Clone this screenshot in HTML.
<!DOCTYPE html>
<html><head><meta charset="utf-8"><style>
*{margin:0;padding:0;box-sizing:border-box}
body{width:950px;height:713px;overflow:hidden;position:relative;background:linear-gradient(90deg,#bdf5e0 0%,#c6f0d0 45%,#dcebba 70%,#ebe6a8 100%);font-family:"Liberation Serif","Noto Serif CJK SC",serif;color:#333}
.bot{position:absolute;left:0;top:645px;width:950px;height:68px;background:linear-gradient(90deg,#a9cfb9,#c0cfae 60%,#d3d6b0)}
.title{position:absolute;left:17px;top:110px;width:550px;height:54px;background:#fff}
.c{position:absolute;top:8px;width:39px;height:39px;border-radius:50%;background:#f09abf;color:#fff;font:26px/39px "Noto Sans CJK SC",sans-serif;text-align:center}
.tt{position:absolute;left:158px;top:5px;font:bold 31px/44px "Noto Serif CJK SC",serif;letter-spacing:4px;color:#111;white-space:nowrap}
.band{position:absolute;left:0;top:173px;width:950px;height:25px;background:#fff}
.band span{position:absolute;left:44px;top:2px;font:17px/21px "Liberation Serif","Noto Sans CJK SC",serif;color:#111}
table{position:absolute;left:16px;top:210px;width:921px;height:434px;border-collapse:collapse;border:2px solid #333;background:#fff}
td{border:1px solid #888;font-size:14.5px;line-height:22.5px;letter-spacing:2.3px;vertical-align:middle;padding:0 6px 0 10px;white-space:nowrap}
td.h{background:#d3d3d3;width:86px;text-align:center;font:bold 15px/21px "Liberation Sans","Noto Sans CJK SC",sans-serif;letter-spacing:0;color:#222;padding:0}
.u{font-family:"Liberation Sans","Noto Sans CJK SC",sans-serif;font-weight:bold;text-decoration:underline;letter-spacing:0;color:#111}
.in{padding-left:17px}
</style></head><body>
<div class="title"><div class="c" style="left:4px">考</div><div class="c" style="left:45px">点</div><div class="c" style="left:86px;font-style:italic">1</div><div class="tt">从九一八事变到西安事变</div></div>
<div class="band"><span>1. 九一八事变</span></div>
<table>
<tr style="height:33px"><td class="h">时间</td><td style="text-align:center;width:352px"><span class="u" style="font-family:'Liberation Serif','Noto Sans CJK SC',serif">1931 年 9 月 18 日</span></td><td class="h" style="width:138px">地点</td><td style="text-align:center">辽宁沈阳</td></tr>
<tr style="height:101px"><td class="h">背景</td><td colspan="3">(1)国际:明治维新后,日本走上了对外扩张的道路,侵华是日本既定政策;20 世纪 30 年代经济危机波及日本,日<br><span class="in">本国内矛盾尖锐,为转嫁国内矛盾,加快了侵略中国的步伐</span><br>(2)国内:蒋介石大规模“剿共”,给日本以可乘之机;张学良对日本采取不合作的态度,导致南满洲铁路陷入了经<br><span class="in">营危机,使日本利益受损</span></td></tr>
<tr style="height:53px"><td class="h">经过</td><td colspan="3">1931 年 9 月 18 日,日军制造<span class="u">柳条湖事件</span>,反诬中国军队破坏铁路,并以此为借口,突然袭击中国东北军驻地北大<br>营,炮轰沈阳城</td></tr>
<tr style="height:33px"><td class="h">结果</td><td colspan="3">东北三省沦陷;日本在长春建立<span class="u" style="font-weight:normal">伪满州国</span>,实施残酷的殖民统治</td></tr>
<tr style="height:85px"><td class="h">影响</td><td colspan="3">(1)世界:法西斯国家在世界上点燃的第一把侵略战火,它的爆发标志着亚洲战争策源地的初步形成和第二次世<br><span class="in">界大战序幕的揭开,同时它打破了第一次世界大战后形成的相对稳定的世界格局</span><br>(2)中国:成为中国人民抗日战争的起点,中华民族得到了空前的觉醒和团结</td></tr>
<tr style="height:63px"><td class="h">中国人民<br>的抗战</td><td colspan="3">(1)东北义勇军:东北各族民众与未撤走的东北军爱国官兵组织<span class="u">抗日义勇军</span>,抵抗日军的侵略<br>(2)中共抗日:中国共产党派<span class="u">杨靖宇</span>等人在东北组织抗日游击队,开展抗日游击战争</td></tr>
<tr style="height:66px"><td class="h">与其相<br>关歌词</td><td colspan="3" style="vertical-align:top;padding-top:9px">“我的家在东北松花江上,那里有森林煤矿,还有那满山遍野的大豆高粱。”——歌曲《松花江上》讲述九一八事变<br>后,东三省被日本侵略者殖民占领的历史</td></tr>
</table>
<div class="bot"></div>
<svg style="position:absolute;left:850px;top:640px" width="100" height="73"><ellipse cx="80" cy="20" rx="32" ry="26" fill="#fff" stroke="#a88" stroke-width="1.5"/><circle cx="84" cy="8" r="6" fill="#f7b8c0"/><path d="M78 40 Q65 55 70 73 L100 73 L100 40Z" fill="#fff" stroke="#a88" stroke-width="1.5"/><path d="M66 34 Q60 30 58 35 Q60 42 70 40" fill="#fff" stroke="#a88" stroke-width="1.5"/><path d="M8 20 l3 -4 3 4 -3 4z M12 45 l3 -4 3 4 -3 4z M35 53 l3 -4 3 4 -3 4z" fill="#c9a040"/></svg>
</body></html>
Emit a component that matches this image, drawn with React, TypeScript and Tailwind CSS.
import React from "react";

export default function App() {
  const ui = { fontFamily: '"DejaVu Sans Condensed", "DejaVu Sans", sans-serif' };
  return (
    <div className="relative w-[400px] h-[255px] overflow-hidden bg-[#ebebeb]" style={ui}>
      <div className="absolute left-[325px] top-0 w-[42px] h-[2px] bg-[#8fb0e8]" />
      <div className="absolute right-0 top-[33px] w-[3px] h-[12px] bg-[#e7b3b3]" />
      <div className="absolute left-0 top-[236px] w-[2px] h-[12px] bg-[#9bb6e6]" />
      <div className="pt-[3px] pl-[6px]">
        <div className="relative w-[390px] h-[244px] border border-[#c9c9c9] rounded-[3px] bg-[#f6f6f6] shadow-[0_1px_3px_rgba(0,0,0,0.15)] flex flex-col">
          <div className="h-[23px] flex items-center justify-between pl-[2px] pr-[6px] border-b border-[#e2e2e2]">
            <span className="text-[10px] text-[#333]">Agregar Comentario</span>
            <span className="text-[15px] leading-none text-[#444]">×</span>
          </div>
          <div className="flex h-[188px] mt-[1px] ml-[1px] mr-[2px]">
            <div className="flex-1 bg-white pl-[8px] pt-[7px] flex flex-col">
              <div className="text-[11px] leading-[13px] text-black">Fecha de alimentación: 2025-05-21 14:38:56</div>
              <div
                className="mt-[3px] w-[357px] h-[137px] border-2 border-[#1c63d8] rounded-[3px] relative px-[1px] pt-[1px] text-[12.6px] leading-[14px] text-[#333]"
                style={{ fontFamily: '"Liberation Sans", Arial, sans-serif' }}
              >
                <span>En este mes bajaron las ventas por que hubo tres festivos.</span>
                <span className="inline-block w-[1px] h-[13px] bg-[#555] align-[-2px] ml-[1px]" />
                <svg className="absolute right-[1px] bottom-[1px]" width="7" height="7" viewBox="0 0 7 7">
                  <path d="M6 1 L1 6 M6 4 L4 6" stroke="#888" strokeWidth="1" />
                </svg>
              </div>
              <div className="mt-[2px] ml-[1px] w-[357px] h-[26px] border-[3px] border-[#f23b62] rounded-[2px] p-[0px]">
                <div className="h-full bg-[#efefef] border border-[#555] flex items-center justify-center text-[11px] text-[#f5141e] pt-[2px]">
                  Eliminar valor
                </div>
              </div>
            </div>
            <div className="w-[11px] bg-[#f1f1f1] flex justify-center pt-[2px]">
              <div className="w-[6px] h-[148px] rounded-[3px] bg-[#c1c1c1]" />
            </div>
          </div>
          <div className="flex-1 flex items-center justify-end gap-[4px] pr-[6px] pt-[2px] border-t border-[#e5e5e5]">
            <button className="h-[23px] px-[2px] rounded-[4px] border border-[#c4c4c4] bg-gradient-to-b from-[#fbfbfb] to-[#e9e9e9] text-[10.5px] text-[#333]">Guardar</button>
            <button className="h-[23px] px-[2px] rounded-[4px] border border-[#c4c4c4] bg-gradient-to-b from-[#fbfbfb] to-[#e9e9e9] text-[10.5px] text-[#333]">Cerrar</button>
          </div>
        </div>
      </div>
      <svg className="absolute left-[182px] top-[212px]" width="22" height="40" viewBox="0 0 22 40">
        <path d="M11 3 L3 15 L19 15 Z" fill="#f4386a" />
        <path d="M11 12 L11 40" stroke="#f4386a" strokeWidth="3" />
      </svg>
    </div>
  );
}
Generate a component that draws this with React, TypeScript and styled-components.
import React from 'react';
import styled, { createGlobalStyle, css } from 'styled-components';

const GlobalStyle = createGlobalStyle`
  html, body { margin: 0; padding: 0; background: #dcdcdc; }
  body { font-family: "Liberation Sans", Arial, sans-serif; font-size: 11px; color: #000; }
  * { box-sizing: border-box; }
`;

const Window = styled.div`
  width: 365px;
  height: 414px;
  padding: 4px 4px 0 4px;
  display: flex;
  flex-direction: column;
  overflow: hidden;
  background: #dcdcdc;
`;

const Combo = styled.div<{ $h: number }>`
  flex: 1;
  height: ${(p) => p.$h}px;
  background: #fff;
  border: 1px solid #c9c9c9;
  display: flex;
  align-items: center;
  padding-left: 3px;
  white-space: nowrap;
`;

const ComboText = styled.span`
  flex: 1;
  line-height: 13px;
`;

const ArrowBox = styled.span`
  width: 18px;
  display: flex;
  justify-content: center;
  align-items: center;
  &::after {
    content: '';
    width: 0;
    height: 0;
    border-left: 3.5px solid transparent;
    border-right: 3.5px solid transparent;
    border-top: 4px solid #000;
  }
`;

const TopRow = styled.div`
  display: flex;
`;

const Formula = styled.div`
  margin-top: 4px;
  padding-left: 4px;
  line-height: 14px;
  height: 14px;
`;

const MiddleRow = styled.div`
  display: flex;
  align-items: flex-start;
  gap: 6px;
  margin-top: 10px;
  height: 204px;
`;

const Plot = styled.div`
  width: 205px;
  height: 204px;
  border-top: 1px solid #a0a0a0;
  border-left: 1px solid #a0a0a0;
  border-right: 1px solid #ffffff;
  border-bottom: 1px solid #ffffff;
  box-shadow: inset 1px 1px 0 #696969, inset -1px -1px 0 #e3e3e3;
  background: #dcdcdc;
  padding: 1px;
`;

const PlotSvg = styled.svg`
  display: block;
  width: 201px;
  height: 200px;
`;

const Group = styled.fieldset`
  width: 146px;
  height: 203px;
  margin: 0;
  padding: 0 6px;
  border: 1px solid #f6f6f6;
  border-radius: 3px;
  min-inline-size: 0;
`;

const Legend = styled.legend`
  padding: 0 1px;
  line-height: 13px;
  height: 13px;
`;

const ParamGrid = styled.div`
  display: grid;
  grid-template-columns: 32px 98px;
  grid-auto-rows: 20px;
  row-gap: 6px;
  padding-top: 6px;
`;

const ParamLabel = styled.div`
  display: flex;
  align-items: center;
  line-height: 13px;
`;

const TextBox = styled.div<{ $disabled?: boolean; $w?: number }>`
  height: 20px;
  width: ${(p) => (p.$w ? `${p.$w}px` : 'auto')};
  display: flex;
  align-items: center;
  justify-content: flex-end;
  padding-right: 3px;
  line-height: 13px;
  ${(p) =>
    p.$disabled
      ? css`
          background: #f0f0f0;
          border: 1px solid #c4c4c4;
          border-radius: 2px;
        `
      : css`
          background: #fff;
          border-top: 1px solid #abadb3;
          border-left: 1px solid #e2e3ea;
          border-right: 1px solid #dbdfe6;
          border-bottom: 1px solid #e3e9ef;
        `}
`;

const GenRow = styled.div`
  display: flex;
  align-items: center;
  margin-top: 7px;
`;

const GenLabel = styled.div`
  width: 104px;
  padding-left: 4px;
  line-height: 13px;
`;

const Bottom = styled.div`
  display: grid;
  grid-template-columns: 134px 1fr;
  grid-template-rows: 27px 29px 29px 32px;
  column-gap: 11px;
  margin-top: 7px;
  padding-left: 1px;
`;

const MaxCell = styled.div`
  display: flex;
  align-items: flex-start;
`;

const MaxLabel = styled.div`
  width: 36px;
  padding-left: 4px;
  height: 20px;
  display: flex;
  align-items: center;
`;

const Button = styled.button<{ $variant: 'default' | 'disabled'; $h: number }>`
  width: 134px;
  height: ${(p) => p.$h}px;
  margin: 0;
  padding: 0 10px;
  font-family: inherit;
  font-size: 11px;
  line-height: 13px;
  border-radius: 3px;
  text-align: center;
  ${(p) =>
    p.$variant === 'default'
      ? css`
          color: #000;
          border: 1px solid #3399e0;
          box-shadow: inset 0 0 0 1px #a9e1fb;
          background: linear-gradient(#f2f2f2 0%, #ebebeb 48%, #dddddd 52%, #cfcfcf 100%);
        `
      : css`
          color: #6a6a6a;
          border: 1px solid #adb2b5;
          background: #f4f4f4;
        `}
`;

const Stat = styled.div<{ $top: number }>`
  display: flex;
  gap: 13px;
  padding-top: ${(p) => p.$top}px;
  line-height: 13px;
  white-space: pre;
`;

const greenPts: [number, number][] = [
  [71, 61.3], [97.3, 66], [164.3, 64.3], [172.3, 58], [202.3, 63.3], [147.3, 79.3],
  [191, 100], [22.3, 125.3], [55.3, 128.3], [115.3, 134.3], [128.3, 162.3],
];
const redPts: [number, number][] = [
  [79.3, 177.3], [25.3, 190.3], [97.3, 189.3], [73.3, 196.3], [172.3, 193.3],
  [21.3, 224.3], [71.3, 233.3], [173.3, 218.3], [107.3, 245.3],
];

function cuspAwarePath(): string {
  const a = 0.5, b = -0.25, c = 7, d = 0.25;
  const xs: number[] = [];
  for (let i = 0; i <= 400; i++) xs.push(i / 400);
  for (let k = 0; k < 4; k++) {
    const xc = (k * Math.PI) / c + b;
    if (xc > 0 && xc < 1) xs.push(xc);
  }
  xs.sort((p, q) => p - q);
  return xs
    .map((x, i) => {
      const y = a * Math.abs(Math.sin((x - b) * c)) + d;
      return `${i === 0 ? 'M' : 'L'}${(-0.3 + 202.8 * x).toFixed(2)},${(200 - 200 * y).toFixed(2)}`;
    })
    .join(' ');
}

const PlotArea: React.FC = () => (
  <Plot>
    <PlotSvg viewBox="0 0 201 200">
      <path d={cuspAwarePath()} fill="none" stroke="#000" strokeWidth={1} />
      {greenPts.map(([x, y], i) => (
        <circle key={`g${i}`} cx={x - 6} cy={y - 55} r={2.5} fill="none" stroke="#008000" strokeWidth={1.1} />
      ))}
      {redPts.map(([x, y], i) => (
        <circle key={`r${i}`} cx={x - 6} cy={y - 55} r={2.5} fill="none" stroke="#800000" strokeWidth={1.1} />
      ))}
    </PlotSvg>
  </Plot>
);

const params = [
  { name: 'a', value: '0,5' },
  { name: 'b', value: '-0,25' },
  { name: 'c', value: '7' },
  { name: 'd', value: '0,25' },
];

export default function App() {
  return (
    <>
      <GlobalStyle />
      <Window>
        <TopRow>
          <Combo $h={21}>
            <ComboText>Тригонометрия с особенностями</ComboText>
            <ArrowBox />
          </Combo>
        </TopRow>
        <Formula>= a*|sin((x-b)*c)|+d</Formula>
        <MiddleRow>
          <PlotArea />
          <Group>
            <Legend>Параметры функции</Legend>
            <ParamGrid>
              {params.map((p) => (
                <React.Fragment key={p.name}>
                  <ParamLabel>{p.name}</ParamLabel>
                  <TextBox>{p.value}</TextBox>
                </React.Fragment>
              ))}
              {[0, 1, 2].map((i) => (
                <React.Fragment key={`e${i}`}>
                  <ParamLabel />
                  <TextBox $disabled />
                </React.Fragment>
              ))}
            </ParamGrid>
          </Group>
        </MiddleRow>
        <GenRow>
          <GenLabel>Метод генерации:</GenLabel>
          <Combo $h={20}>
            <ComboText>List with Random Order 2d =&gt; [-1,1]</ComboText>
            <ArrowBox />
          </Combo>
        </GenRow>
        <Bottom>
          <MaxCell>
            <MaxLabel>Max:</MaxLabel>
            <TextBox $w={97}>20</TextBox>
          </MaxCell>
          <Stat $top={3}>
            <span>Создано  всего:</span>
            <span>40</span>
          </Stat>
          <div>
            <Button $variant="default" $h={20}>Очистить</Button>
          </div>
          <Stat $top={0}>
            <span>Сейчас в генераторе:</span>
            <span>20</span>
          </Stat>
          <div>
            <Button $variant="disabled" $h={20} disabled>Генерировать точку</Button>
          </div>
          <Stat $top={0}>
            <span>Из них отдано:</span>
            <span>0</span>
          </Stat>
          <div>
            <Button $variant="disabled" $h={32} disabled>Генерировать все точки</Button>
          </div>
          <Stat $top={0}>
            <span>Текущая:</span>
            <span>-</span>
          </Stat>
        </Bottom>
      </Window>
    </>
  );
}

● ● ● ● ●

## [INSTRUCTION]
Select every line of the records holding the string "with".

## [TASK RESULT]
Emit a component that matches this image, drawn with React, TypeScript and Tailwind CSS.
Generate a component that draws this with React, TypeScript and styled-components.
            <ComboText>List with Random Order 2d =&gt; [-1,1]</ComboText>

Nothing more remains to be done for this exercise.